To complement and deepen these travels, we will introduce students to traditional knowledge and practices. Students will attend a variety of talks by tribal members, which range from sittings with tribal elders on ecological and spiritual perspectives to presentations by tribal officials on the significance of traditional values and practices as they relate to current tribal conservation efforts.

The future of this region will evolve from a conversation between people and the land. Our goal is to give students the knowledge and experience needed to productively participate in regional conservation issues. Students leaving this course will understand the biogeography and politics of the Crown of the Continent region, appreciate the natural processes, communities and economies that have shaped it, and have some ideas about the future prospects for wildness and humanity here.

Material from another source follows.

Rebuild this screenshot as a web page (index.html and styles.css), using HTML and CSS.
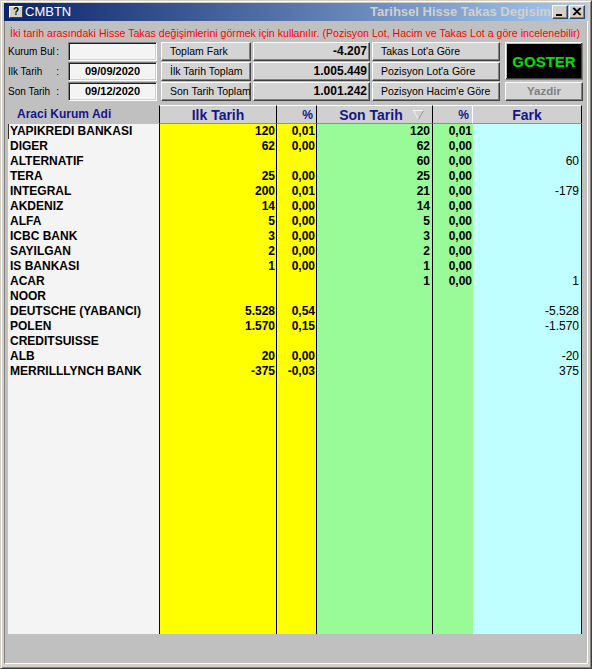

We hope to involve you in that conversation, please join us!

Permitted activity will take place on Lewis and Clark National Forest.


Enrollment will be limited to ten [10] students. Our courses are multidisciplinary and our students come from all majors. There are no academic prerequisites for any of our courses. The best background is a sense of curiosity, a willingness to take responsibility for your academic growth, and a love of adventure. No prior backcountry experience is necessary, but this is a physically demanding course and students are advised to arrive good physical condition. This course takes place in high elevation settings and some backpacking sections will be physically challenging.

WRFI accepts students on a rolling admission basis and will review applications immediately upon receiving them. Currently, WRFI is accepting applications for all 2018 courses.

The first payment of 25% of tuition will be due three weeks after acceptance.

*All students on this WRFI course must have a passport.

Apply Here!


$8,395 per student covers tuition, dinner food, on-course transportation from Missoula, Montana (and return), group camping and cooking gear, maps, and field guides. Participants supply their own breakfasts and lunches, and to print and bind the course text. An additional $620 filing fee is required to receive academic credit for the course from the University of Montana.